10. This is an interlocutory application.  The concern of the court therefore at this stage is whether the applicant has demonstrated a prima facie case with probability of success and if damages would not be adequate remedy if successful in the main claim.  The issue before the court for trial is whether the respondent was justified in making deductions from the claimant’s salary on account of rent for premises occupied by the claimant by virtue of his employment.  According to the claimant when he got employed in 1990 he was allocated the two units and was never informed he was required to pay rent until 2013, some twenty three years later.  He further disputes the amount  demanded stating that the respondent never showed how the figure was arrived at.

11. According to the respondent, the claimant was duly notified of the requirement to pay rent but refused or ignored to do so occasioning the deductions from his payslip.  Further such deductions were authorized by the Human Resource Policies and procedure for public service 2006.  The amount in dispute has been ascertained at Kshs 70,000/= and the monthly deductions are Kshs 323/= per month.

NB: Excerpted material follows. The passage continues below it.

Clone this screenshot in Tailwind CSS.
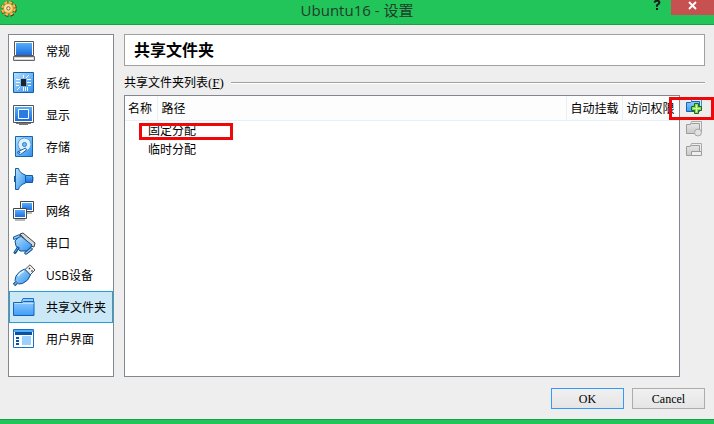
<!DOCTYPE html>
<html lang="zh-CN">
<head>
  <meta charset="UTF-8"/>
  <meta name="viewport" content="width=device-width, initial-scale=1.0"/>
  <title>Ubuntu16 - 设置</title>
  <script src="https://cdn.jsdelivr.net/npm/@tailwindcss/browser@4"></script>
</head>
<body class="min-h-screen flex flex-col bg-[#eeeeee] text-black text-[12px] leading-4 font-['Open_Sans','Noto_Sans_CJK_SC',sans-serif]">

  <!-- Shared gradients -->
  <svg class="absolute w-0 h-0" aria-hidden="true">
    <defs>
      <linearGradient id="blue" x1="0" y1="0" x2="0" y2="1">
        <stop offset="0" stop-color="#55aefb"/>
        <stop offset="1" stop-color="#1c6de0"/>
      </linearGradient>
      <linearGradient id="sky" x1="0" y1="0" x2="1" y2="1">
        <stop offset="0" stop-color="#b5e2ff"/>
        <stop offset="1" stop-color="#2f8fee"/>
      </linearGradient>
      <linearGradient id="folder" x1="0" y1="0" x2="0" y2="1">
        <stop offset="0" stop-color="#8fcbff"/>
        <stop offset="1" stop-color="#3f9bf8"/>
      </linearGradient>
      <linearGradient id="gray" x1="0" y1="0" x2="0" y2="1">
        <stop offset="0" stop-color="#e6e6e6"/>
        <stop offset="1" stop-color="#c9c9c9"/>
      </linearGradient>
    </defs>
  </svg>

  <!-- Title bar -->
  <header class="relative h-[25px] shrink-0 flex justify-center bg-[#22c55a] border-b border-[#1b9e48]">
    <svg class="absolute left-0 top-0 w-[17px] h-[17px]" viewBox="0 0 17 17">
      <circle cx="8.7" cy="8.800" r="6.300" fill="none" stroke="#6b3a0c" stroke-width="3.600" stroke-dasharray="3.200 1.750"/>
      <circle cx="8.400" cy="8.400" r="6" fill="none" stroke="#f6b850" stroke-width="2.800" stroke-dasharray="2.900 1.810"/>
      <circle cx="8.400" cy="8.400" r="5" fill="#f9c060" stroke="#c07a24" stroke-width=".6"/>
      <circle cx="8" cy="8" r="3.800" fill="#fde0a0"/>
      <circle cx="8.400" cy="8.400" r="1.700" fill="#e8f0d8" stroke="#8a4f12" stroke-width=".9"/>
    </svg>
    <h1 class="text-[15px] leading-5 text-[#1f3d2a]">Ubuntu16 - 设置</h1>
    <div class="absolute right-0 top-0 flex items-start">
      <button type="button" aria-label="帮助" class="w-7 h-3 text-[#1c1c1c]">
        <svg class="w-3 h-3 mx-auto" viewBox="0 0 12 12">
          <path d="M3.500 2.600Q3.700 .8 6 .8T8.400 2.500Q8.400 3.700 7 4.400T6 6.800" fill="none" stroke="currentColor" stroke-width="2"/>
          <path d="M5 8h2v2H5z" fill="currentColor"/>
        </svg>
      </button>
      <button type="button" aria-label="关闭" class="w-[43px] h-[15px] pb-1 bg-[#c75050]">
        <svg class="w-[9px] h-[9px] mx-auto" viewBox="0 0 9 9">
          <path d="M1 1l7 7M8 1L1 8" stroke="#fff" stroke-width="1.900"/>
        </svg>
      </button>
    </div>
  </header>

  <main class="grow flex flex-col px-2 pt-[9px] pb-[10px]">
    <div class="grow flex gap-[10px]">

      <!-- Categories -->
      <nav class="w-[106px] shrink-0 bg-white border border-[#828790]">
        <a href="#general" class="h-8 flex items-center gap-[9px] pl-1 pt-0.5">
          <svg class="w-6 h-6" viewBox="0 0 24 24">
            <path d="M1.500 1.500h19v14h-19z" fill="#fff" stroke="#555"/>
            <path d="M3 3h16v12H3z" fill="url(#blue)"/>
            <path d="M.5 16.500h21v4H.5z" fill="#d8d8d8" stroke="#666"/>
            <path d="M2 18.500h18" stroke="#fff"/>
          </svg>
          常规
        </a>
        <a href="#system" class="h-8 flex items-center gap-[9px] pl-1 pt-0.5">
          <svg class="w-6 h-6" viewBox="0 0 24 24">
            <path d="M.5 .5h20v20H.5z" fill="url(#sky)" stroke="#125fae"/>
            <path d="M8 7h5v7H8z" fill="#1c2530"/>
            <path d="M3 7.500h4M3 10.500h4M3 13.500h3M14 7.500h4M14 10.500h4M15 13.500h3M10.500 3v3M10.500 15v4M12.500 15v4M14.500 15v4M4 18l3-3M13 6l3-3" stroke="#fff"/>
          </svg>
          系统
        </a>
        <a href="#display" class="h-8 flex items-center gap-[9px] pl-1 pt-0.5">
          <svg class="w-6 h-6" viewBox="0 0 24 24">
            <path d="M.5 1.500h20v17H.5z" fill="#fff" stroke="#555"/>
            <path d="M2 3h17v14H2z" fill="url(#blue)"/>
            <path d="M5.500 5.500h10v9h-10z" fill="#2a7be2" stroke="#fff"/>
            <path d="M3 19.500h15M6 20.500h9" stroke="#777"/>
          </svg>
          显示
        </a>
        <a href="#storage" class="h-8 flex items-center gap-[9px] pl-1 pt-0.5">
          <svg class="w-6 h-6" viewBox="0 0 24 24">
            <path d="M2.500 .5h17v20h-17z" fill="url(#sky)" stroke="#1764ae"/>
            <circle cx="11.500" cy="8.500" r="6.500" fill="#dff1ff" stroke="#5c9fd8"/>
            <circle cx="11.500" cy="8.500" r="2" fill="#74bbf0" stroke="#2d7fc4"/>
            <path d="M4.500 16l8-4 1 2-6 4.500q-3 0-3-2.500z" fill="#fff" stroke="#1764ae"/>
            <circle cx="6.500" cy="16.500" r="1" fill="#1764ae"/>
          </svg>
          存储
        </a>
        <a href="#audio" class="h-8 flex items-center gap-[9px] pl-1 pt-0.5">
          <svg class="w-6 h-6" viewBox="0 0 24 24">
            <path d="M2.500 .5h3q1 4.500 7 6.500v8q-6 2-7 6.500h-3z" fill="url(#sky)" stroke="#145c9c"/>
            <path d="M12.500 7.500h7v7h-7z" fill="url(#blue)" stroke="#145c9c"/>
            <path d="M1 8h2v6H1z" fill="#145c9c"/>
            <path d="M20 9h1v4h-1z" fill="#8ec6f0"/>
          </svg>
          声音
        </a>
        <a href="#network" class="h-8 flex items-center gap-[9px] pl-1 pt-0.5">
          <svg class="w-6 h-6" viewBox="0 0 24 24">
            <path d="M7.500 1.500h13v10h-13z" fill="#fff" stroke="#444"/>
            <path d="M9 3h10v7H9z" fill="url(#blue)"/>
            <path d="M14 13h5" stroke="#777"/>
            <path d="M.5 8.500h13v10H.5z" fill="#fff" stroke="#444"/>
            <path d="M2 10h10v7H2z" fill="url(#blue)"/>
            <path d="M2 20h10" stroke="#777"/>
          </svg>
          网络
        </a>
        <a href="#serial" class="h-8 flex items-center gap-[9px] pl-1 pt-0.5">
          <svg class="w-6 h-6" viewBox="0 0 24 24">
            <path d="M7 2l3-1 12 10-1 4-3-1z" fill="#d9d9d9" stroke="#444"/>
            <path d="M7 3.500L19 13l-4 6H7l-4-5-1-5z" fill="url(#sky)" stroke="#12508c"/>
            <path d="M1.500 6l4.500-2M13 21l5-4" stroke="#12508c" stroke-width="3.500" stroke-linecap="round"/>
            <path d="M1.500 6l4.500-2M13 21l5-4" stroke="#8ccaf8" stroke-width="1.500" stroke-linecap="round"/>
            <path d="M5 16l-3 4.500" stroke="#12508c" stroke-width="3" stroke-linecap="round"/>
            <path d="M5 16l-3 4" stroke="#5fb0f0" stroke-linecap="round"/>
          </svg>
          串口
        </a>
        <a href="#usb" class="h-8 flex items-center gap-[9px] pl-1 pt-0.5">
          <svg class="w-6 h-6" viewBox="0 0 24 24">
            <path d="M12 5.500L17 .8 22 6l-5 5z" fill="#eee" stroke="#555"/>
            <path d="M16 4l1 1M18.500 6.500l1 1" stroke="#333" stroke-width="1.500"/>
            <path d="M11.500 5L17.500 11q-2 6-8 8.500l-4 .5-3.500-3.500L3 12q3-5 8.500-7z" fill="url(#sky)" stroke="#12508c"/>
            <path d="M5 12q2-3 6-5" fill="none" stroke="#d8f0ff" stroke-width="1.500"/>
            <path d="M3.500 18.500L1 21" stroke="#12508c" stroke-width="3.500"/>
            <path d="M3.500 18.500L1.500 20.500" stroke="#6cb8f4" stroke-width="1.500"/>
          </svg>
          USB设备
        </a>
        <a href="#shared" aria-current="page" class="h-8 flex items-center gap-[9px] pl-[3px] pt-0.5 bg-[#cbe8f6] border border-[#26a0da]">
          <svg class="w-6 h-6" viewBox="0 0 24 24">
            <path d="M8.500 5.500l1.500-3h10.500V8h-12z" fill="#8fcbff" stroke="#1c6fca"/>
            <path d="M.5 6.500h8.500l1.500-1h10.500v14H.5z" fill="url(#folder)" stroke="#1563b8"/>
            <path d="M1.500 7.500h19" stroke="#b5deff"/>
          </svg>
          共享文件夹
        </a>
        <a href="#interface" class="h-8 flex items-center gap-[9px] pl-1 pt-0.5">
          <svg class="w-6 h-6" viewBox="0 0 24 24">
            <path d="M.5 1.500h20v18H.5z" fill="#fff" stroke="#1b6ec8"/>
            <path d="M1 2h19v2H1z" fill="#4fb0f8"/>
            <path d="M2 4h17v3H2z" fill="#0b4fa6"/>
            <path d="M3 9h3v2H3zM3 12h3v2H3zM3 15h3v2H3z" fill="#0b4fa6"/>
            <path d="M9 8h9v9H9z" fill="#9bd0ff"/>
          </svg>
          用户界面
        </a>
      </nav>

      <section class="grow flex flex-col pr-px">
        <h2 class="h-8 flex items-center pl-[9px] bg-white border border-[#a0a0a0] text-[16px] font-bold">共享文件夹</h2>

        <div class="flex items-center gap-[7px] mt-[9px] mb-1">
          <h3>共享文件夹列表<span class="font-['Liberation_Serif',serif] text-[13px]">(<u>F</u>)</span></h3>
          <div class="grow h-0.5 bg-white border-t border-[#a0a0a0]"></div>
        </div>

        <div class="grow flex gap-[6px]">
          <div class="grow bg-white border border-[#828790]">
            <table class="w-full table-fixed text-left">
              <thead>
                <tr class="h-6 border-b border-[#e5f0fb] bg-[#fdfdfe]">
                  <th class="w-8 pl-[3px] pt-0.5 font-normal whitespace-nowrap border-r border-[#e5f0fb]">名称</th>
                  <th class="pl-1 pt-0.5 font-normal border-r border-[#e5f0fb]">路径</th>
                  <th class="w-14 pl-1 pt-0.5 font-normal whitespace-nowrap border-r border-[#e5f0fb]">自动挂载</th>
                  <th class="w-[57px] pl-1 pt-0.5 font-normal whitespace-nowrap">访问权限</th>
                </tr>
              </thead>
              <tbody>
                <tr class="h-[19px]">
                  <td colspan="4" class="relative pl-[23px] pt-0.5">
                    固定分配
                    <span class="absolute left-[14px] top-[2px] w-[94px] h-[17px] border-3 border-[#f00808]"></span>
                  </td>
                </tr>
                <tr class="h-[19px]">
                  <td colspan="4" class="pl-[23px] pt-0.5">临时分配</td>
                </tr>
              </tbody>
            </table>
          </div>

          <!-- Folder actions -->
          <div class="relative w-[19px] shrink-0 flex flex-col gap-[6px] pt-1">
            <button type="button" aria-label="添加共享文件夹" class="w-4 h-4">
              <svg class="w-4 h-4" viewBox="0 0 16 16">
                <path d="M5.500 3V.5h10V11" fill="#d8efff" stroke="#3a8fd0"/>
                <path d="M.5 3.500h4l1-1h8v10H.5z" fill="url(#folder)" stroke="#1563b8"/>
                <path d="M8.500 4.500h4v3h3v4h-3v3h-4v-3h-3v-4h3z" fill="#8be04a" stroke="#1f6a1a"/>
                <path d="M10.500 6v7M7 9.500h7" stroke="#d4f7ae"/>
              </svg>
            </button>
            <button type="button" aria-label="编辑共享文件夹" disabled class="w-4 h-4">
              <svg class="w-4 h-4" viewBox="0 0 16 16">
                <path d="M4.500 3l1-2.500h10v11" fill="#eee" stroke="#aaa"/>
                <path d="M.5 3.500h4l1-1h8v10H.5z" fill="url(#gray)" stroke="#9c9c9c"/>
                <circle cx="12" cy="11.500" r="3.500" fill="#e2e2e2" stroke="#a6a6a6"/>
              </svg>
            </button>
            <button type="button" aria-label="删除共享文件夹" disabled class="w-4 h-4">
              <svg class="w-4 h-4" viewBox="0 0 16 16">
                <path d="M4.500 3l1-2.500h10v11" fill="#eee" stroke="#aaa"/>
                <path d="M.5 3.500h4l1-1h8v10H.5z" fill="url(#gray)" stroke="#9c9c9c"/>
                <path d="M5.500 8.500h10v4h-10z" fill="#eee" stroke="#9c9c9c"/>
              </svg>
            </button>
            <span class="absolute -left-[17px] top-[2px] w-[45px] h-[23px] border-3 border-[#f00808]"></span>
          </div>
        </div>
      </section>
    </div>

    <div class="flex justify-end gap-2 pt-[11px] pr-px font-['Liberation_Serif',serif] text-[12px]">
      <button type="button" class="w-[73px] h-[21px] bg-linear-to-b from-[#f0f0f0] to-[#e5e5e5] border border-[#3399ff]">OK</button>
      <button type="button" class="w-[73px] h-[21px] bg-linear-to-b from-[#f0f0f0] to-[#e5e5e5] border border-[#acacac]">Cancel</button>
    </div>
  </main>

  <footer class="h-[5px] shrink-0 bg-[#22c55a] border-t border-[#1b9e48]"></footer>
</body>
</html>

12. The court has further noted that the claimant was due to retire in July 2018 which is now past.  Therefore there would be no more deductions from his salary.  The only option, if the deductions were justified is to recover the same from the claimant’s terminal benefits and or pension.  If therefore in the retirement the court finds that the deductions were unlawful an order can be issued that a refund be made.  There would therefore be no irreparable harm if an interlocutory injunction does not issue.

13. The application is therefore disallowed.  Costs in the cause.

14. It is so ordered.

Dated at Nairobi this 17th day of May 2019

Abuodha J. N.

Judge

Delivered this 17th day of May 2019

Abuodha J. N.

Judge

In the presence of:-

…………………………………………………………for the Claimant and

……………………………………………………………for the Respondent.